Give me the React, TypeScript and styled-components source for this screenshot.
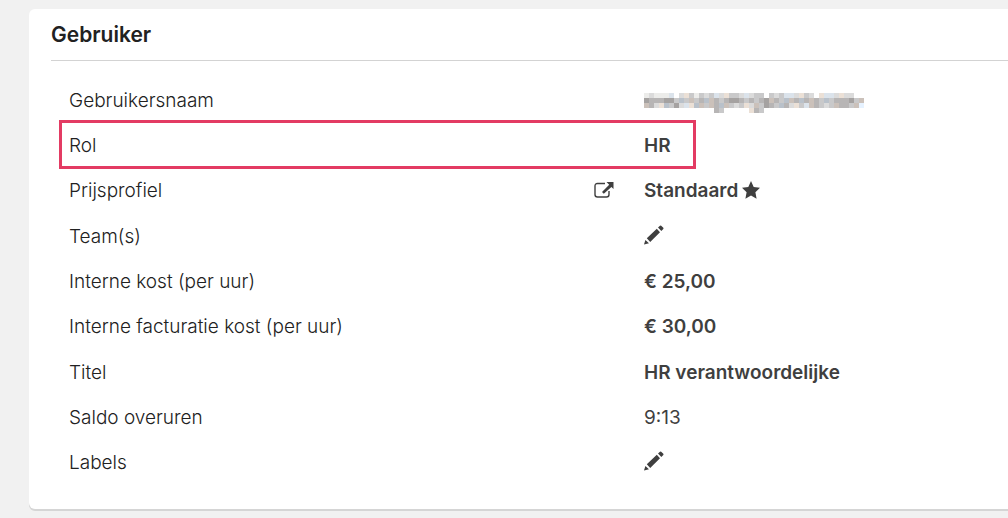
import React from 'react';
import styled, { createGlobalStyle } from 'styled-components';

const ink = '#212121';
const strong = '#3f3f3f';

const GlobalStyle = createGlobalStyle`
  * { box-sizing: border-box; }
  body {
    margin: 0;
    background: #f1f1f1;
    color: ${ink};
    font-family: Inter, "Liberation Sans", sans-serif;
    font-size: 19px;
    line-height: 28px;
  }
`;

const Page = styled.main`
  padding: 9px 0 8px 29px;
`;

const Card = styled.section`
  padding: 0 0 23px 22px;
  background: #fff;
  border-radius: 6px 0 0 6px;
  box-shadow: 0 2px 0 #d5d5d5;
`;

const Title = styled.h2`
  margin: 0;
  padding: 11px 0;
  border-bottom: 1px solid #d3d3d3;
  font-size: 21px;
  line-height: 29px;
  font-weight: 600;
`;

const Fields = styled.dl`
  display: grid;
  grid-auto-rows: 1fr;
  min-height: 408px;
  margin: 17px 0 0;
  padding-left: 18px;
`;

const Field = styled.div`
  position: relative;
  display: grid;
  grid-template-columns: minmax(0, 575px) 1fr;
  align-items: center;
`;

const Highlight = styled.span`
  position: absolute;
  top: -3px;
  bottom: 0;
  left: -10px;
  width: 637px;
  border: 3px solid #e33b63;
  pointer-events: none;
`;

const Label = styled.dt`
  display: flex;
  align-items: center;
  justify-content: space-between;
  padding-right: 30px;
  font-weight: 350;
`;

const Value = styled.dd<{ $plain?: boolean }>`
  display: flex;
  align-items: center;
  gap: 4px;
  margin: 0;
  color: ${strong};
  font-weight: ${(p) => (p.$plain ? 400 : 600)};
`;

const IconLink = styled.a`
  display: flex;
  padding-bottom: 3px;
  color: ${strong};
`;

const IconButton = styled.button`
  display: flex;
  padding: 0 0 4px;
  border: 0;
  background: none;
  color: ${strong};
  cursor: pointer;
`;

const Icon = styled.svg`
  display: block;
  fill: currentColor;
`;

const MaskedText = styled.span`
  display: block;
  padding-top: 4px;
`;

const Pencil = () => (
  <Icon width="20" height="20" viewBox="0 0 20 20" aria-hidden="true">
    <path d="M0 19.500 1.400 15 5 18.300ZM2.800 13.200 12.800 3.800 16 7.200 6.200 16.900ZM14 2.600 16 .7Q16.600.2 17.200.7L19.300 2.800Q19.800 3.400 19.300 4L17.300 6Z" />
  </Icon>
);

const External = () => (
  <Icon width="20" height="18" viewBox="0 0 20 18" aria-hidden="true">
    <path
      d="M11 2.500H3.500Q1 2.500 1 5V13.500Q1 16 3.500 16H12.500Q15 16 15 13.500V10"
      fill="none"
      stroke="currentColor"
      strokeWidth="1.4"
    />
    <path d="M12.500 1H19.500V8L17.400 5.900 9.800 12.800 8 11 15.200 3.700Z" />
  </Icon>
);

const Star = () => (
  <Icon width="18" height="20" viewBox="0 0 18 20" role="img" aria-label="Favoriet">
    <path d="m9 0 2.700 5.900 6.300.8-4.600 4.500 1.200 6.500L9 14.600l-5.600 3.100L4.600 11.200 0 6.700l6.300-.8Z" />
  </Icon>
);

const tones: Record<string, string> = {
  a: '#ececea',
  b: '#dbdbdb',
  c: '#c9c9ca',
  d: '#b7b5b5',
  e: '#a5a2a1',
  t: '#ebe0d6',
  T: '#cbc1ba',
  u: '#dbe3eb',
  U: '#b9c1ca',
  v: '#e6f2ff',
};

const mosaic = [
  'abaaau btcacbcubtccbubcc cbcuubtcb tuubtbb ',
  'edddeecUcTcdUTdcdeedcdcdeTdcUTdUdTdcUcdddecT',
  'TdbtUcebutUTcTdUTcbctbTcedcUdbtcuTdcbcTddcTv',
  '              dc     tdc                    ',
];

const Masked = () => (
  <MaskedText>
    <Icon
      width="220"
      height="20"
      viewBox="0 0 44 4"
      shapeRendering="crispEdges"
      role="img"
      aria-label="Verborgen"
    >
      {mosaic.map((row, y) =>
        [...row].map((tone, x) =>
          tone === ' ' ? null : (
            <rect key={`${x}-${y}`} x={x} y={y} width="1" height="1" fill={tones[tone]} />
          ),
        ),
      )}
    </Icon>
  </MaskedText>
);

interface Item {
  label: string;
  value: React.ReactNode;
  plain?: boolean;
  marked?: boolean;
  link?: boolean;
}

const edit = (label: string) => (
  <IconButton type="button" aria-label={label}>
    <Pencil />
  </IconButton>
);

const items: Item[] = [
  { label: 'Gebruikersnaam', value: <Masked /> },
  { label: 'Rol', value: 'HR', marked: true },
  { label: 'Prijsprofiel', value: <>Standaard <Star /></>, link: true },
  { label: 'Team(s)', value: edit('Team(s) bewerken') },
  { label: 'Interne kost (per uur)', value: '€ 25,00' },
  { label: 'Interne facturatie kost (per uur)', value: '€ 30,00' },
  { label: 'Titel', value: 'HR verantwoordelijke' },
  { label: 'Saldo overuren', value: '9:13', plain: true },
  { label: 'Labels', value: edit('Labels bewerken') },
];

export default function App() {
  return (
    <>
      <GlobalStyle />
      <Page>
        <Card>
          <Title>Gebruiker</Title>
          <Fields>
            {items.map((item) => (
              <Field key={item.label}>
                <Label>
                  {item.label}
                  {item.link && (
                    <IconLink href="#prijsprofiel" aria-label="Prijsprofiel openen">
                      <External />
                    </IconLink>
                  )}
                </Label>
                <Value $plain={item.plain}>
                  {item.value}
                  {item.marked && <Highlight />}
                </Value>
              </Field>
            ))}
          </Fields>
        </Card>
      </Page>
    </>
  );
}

Your instructions: Omit every picture, then reproduce the rest of the listing exactly.

Solution:
Give me the React, TypeScript and styled-components source for this screenshot.
import React from 'react';
import styled, { createGlobalStyle } from 'styled-components';

const ink = '#212121';
const strong = '#3f3f3f';

const GlobalStyle = createGlobalStyle`
  * { box-sizing: border-box; }
  body {
    margin: 0;
    background: #f1f1f1;
    color: ${ink};
    font-family: Inter, "Liberation Sans", sans-serif;
    font-size: 19px;
    line-height: 28px;
  }
`;

const Page = styled.main`
  padding: 9px 0 8px 29px;
`;

const Card = styled.section`
  padding: 0 0 23px 22px;
  background: #fff;
  border-radius: 6px 0 0 6px;
  box-shadow: 0 2px 0 #d5d5d5;
`;

const Title = styled.h2`
  margin: 0;
  padding: 11px 0;
  border-bottom: 1px solid #d3d3d3;
  font-size: 21px;
  line-height: 29px;
  font-weight: 600;
`;

const Fields = styled.dl`
  display: grid;
  grid-auto-rows: 1fr;
  min-height: 408px;
  margin: 17px 0 0;
  padding-left: 18px;
`;

const Field = styled.div`
  position: relative;
  display: grid;
  grid-template-columns: minmax(0, 575px) 1fr;
  align-items: center;
`;

const Highlight = styled.span`
  position: absolute;
  top: -3px;
  bottom: 0;
  left: -10px;
  width: 637px;
  border: 3px solid #e33b63;
  pointer-events: none;
`;

const Label = styled.dt`
  display: flex;
  align-items: center;
  justify-content: space-between;
  padding-right: 30px;
  font-weight: 350;
`;

const Value = styled.dd<{ $plain?: boolean }>`
  display: flex;
  align-items: center;
  gap: 4px;
  margin: 0;
  color: ${strong};
  font-weight: ${(p) => (p.$plain ? 400 : 600)};
`;

const IconLink = styled.a`
  display: flex;
  padding-bottom: 3px;
  color: ${strong};
`;

const IconButton = styled.button`
  display: flex;
  padding: 0 0 4px;
  border: 0;
  background: none;
  color: ${strong};
  cursor: pointer;
`;

const Icon = styled.svg`
  display: block;
  fill: currentColor;
`;

const MaskedText = styled.span`
  display: block;
  padding-top: 4px;
`;

const Pencil = () => (
  <Icon width="20" height="20" viewBox="0 0 20 20" aria-hidden="true">
    <path d="M0 19.500 1.400 15 5 18.300ZM2.800 13.200 12.800 3.800 16 7.200 6.200 16.900ZM14 2.600 16 .7Q16.600.2 17.200.7L19.300 2.800Q19.800 3.400 19.300 4L17.300 6Z" />
  </Icon>
);

const External = () => (
  <Icon width="20" height="18" viewBox="0 0 20 18" aria-hidden="true">
    <path
      d="M11 2.500H3.500Q1 2.500 1 5V13.500Q1 16 3.500 16H12.500Q15 16 15 13.500V10"
      fill="none"
      stroke="currentColor"
      strokeWidth="1.4"
    />
    <path d="M12.500 1H19.500V8L17.400 5.900 9.800 12.800 8 11 15.200 3.700Z" />
  </Icon>
);

const Star = () => (
  <Icon width="18" height="20" viewBox="0 0 18 20" role="img" aria-label="Favoriet">
    <path d="m9 0 2.700 5.900 6.300.8-4.600 4.500 1.200 6.500L9 14.600l-5.600 3.100L4.600 11.200 0 6.700l6.300-.8Z" />
  </Icon>
);

const tones: Record<string, string> = {
  a: '#ececea',
  b: '#dbdbdb',
  c: '#c9c9ca',
  d: '#b7b5b5',
  e: '#a5a2a1',
  t: '#ebe0d6',
  T: '#cbc1ba',
  u: '#dbe3eb',
  U: '#b9c1ca',
  v: '#e6f2ff',
};

const mosaic = [
  'abaaau btcacbcubtccbubcc cbcuubtcb tuubtbb ',
  'edddeecUcTcdUTdcdeedcdcdeTdcUTdUdTdcUcdddecT',
  'TdbtUcebutUTcTdUTcbctbTcedcUdbtcuTdcbcTddcTv',
  '              dc     tdc                    ',
];

const Masked = () => (
  <MaskedText>
    <Icon
      width="220"
      height="20"
      viewBox="0 0 44 4"
      shapeRendering="crispEdges"
      role="img"
      aria-label="Verborgen"
    >
      {mosaic.map((row, y) =>
        [...row].map((tone, x) =>
          tone === ' ' ? null : (
            <rect key={`${x}-${y}`} x={x} y={y} width="1" height="1" fill={tones[tone]} />
          ),
        ),
      )}
    </Icon>
  </MaskedText>
);

interface Item {
  label: string;
  value: React.ReactNode;
  plain?: boolean;
  marked?: boolean;
  link?: boolean;
}

const edit = (label: string) => (
  <IconButton type="button" aria-label={label}>
    <Pencil />
  </IconButton>
);

const items: Item[] = [
  { label: 'Gebruikersnaam', value: <Masked /> },
  { label: 'Rol', value: 'HR', marked: true },
  { label: 'Prijsprofiel', value: <>Standaard <Star /></>, link: true },
  { label: 'Team(s)', value: edit('Team(s) bewerken') },
  { label: 'Interne kost (per uur)', value: '€ 25,00' },
  { label: 'Interne facturatie kost (per uur)', value: '€ 30,00' },
  { label: 'Titel', value: 'HR verantwoordelijke' },
  { label: 'Saldo overuren', value: '9:13', plain: true },
  { label: 'Labels', value: edit('Labels bewerken') },
];

export default function App() {
  return (
    <>
      <GlobalStyle />
      <Page>
        <Card>
          <Title>Gebruiker</Title>
          <Fields>
            {items.map((item) => (
              <Field key={item.label}>
                <Label>
                  {item.label}
                  {item.link && (
                    <IconLink href="#prijsprofiel" aria-label="Prijsprofiel openen">
                      <External />
                    </IconLink>
                  )}
                </Label>
                <Value $plain={item.plain}>
                  {item.value}
                  {item.marked && <Highlight />}
                </Value>
              </Field>
            ))}
          </Fields>
        </Card>
      </Page>
    </>
  );
}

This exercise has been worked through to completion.